Do we approach Christmas only hoping to see a cute baby Jesus lying, meek and mild, in the manger?  Do we hope to have our sins washed away by a wave of God’s magic wand?  Do we need it to all be easy?  Or, do we approach Christmas eager to change our ways, willing to give up our own wants in order to help those who are in great need?  Do we seek to follow the Prince of Peace by taking the Christmas card slogan “Peace on Earth” to heart?  Do we accept the challenge of John’s message of repentance, all the while seeing the hope-filled joy that comes from living into the kingdom of heaven?
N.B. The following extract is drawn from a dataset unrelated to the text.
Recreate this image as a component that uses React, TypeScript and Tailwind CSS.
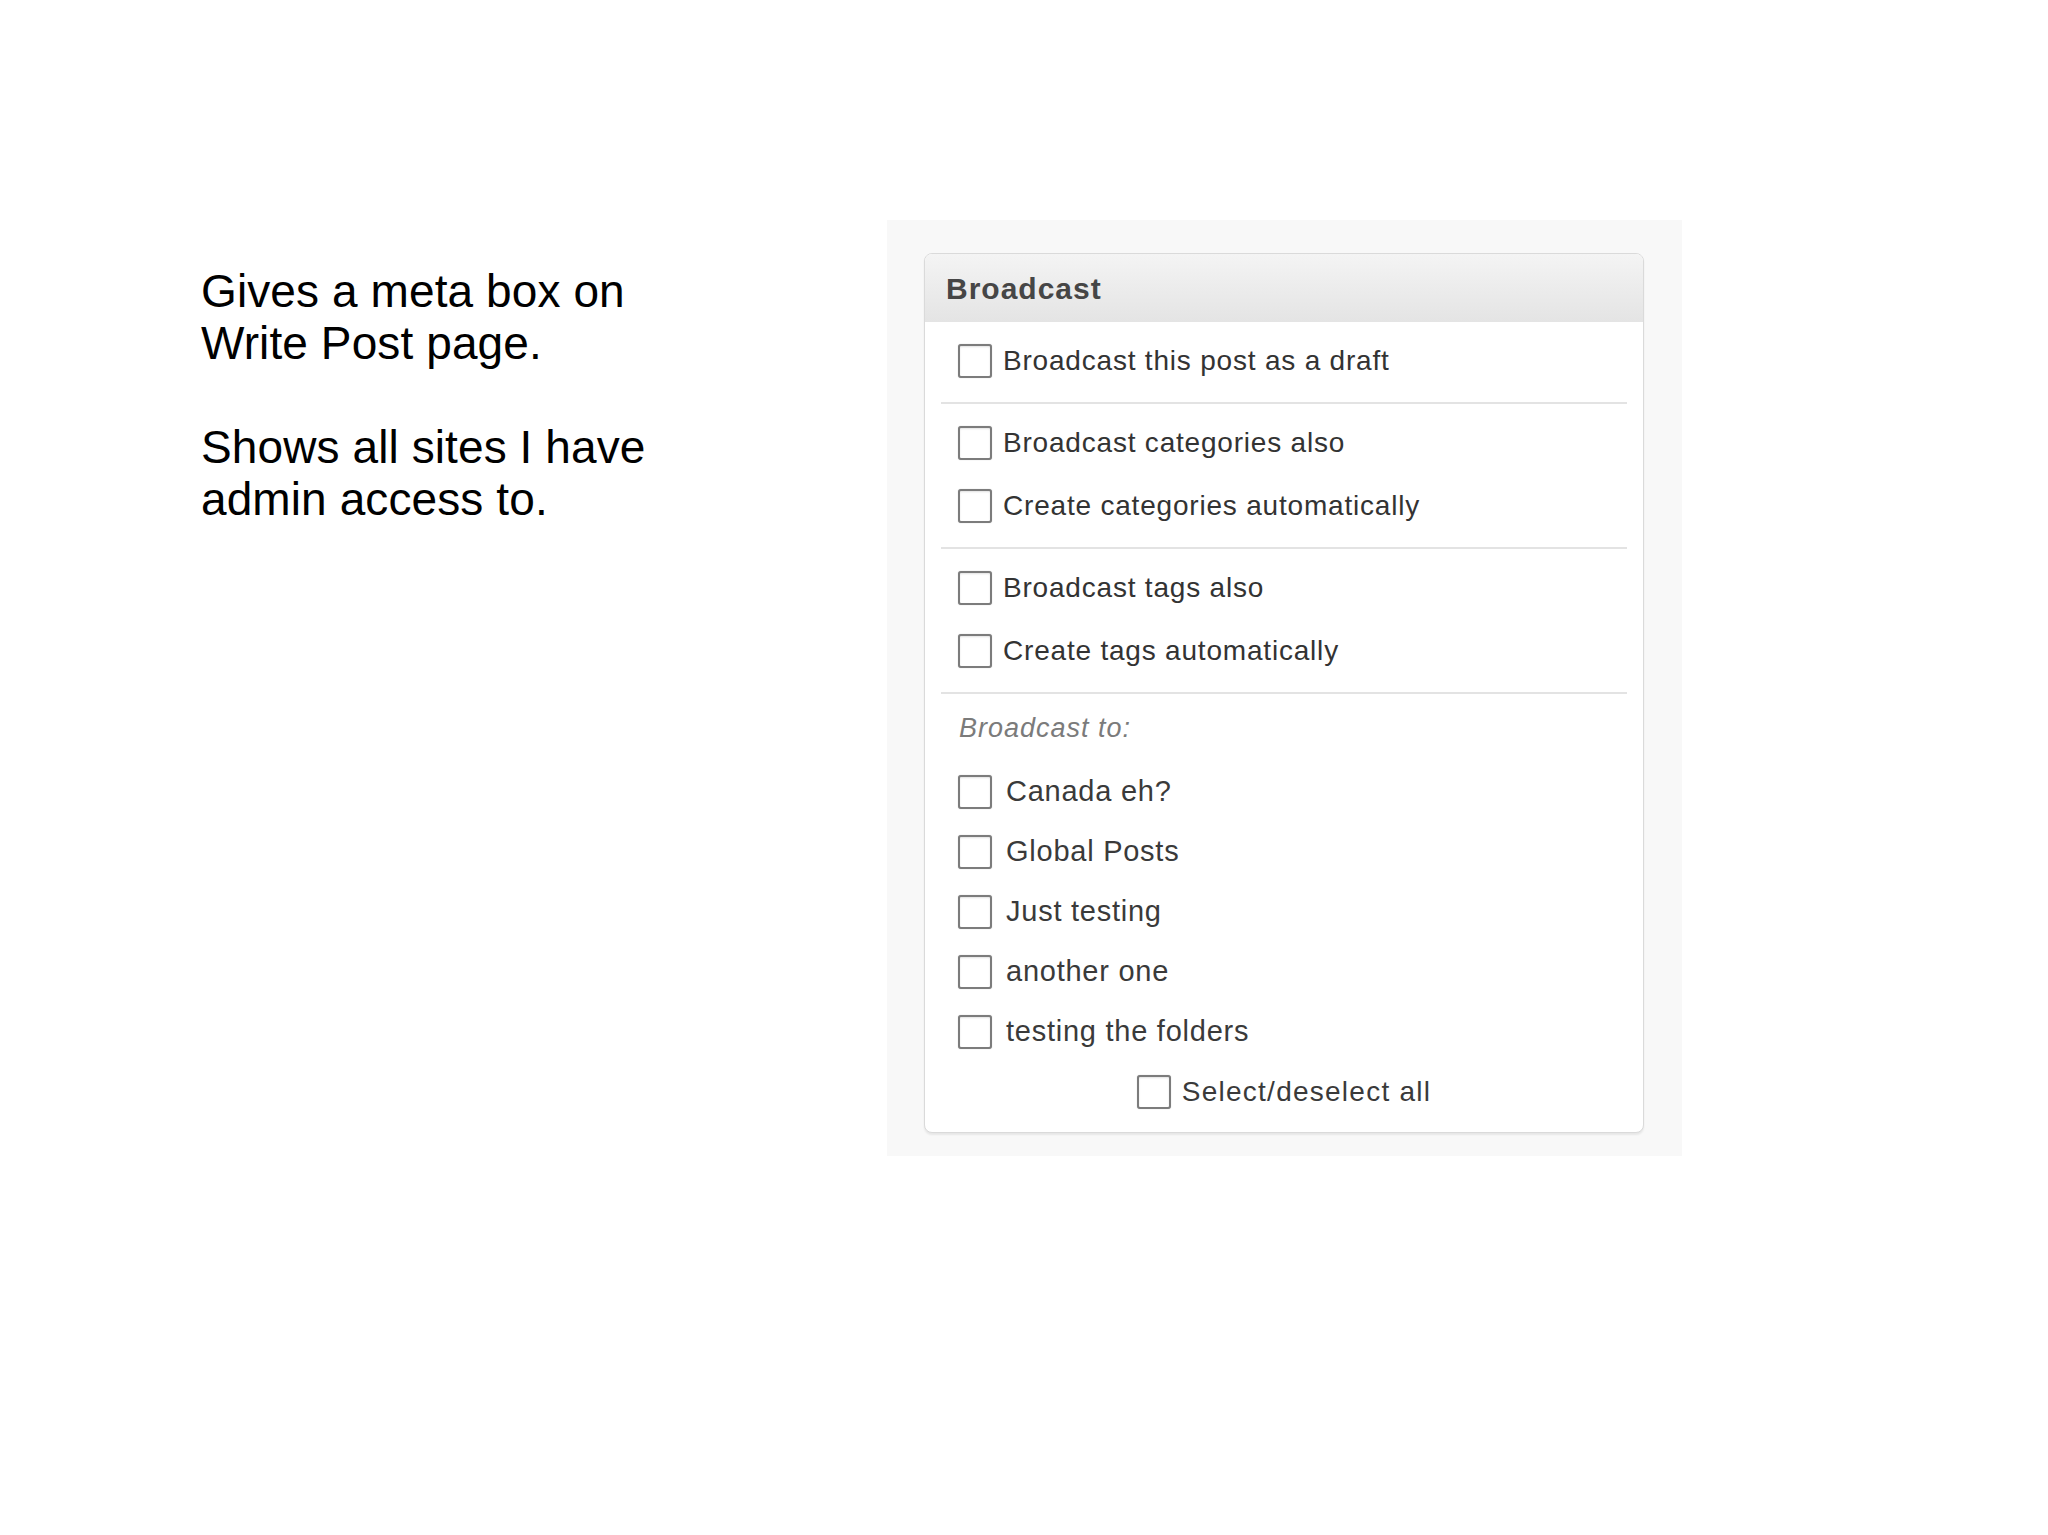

Repentance isn’t easy.  We are habitual self-seekers.  It requires nearly constant effort to change my first response from “what can I get out of this” to “what will serve the kingdom best.”  In fact, in my life, I find that I have to repent at least every morning.  I know that my first instinct is to live for me and my needs and wants every day, but thanks be to God for the faithfulness of John the Baptist who took on the unenviable task of calling for repentance.  Thanks be to God for the role model we have in Jesus, who lived the way of the kingdom, lived self-giving love, lived a life of self-sacrifice.  Thanks be to God that grace means I don’t have to feel guilty for falling short all the time, but instead, I have the chance to change my mind, change my actions, and try again.

Merry Christmas!  Repent!  The life of faith sees an opportunity for joy in both of these seasonal greetings.  Maybe there is room for Advent in the midst of Christmas.  After all, Advent is a season of expectation: for the Christ child, for the second coming, and ultimately, for the kingdom of heaven.  So, repent, my friends, for a merry Christmas is at hand.  Amen.

[1] Robertson’s Word Pictures for Matthew 3:2.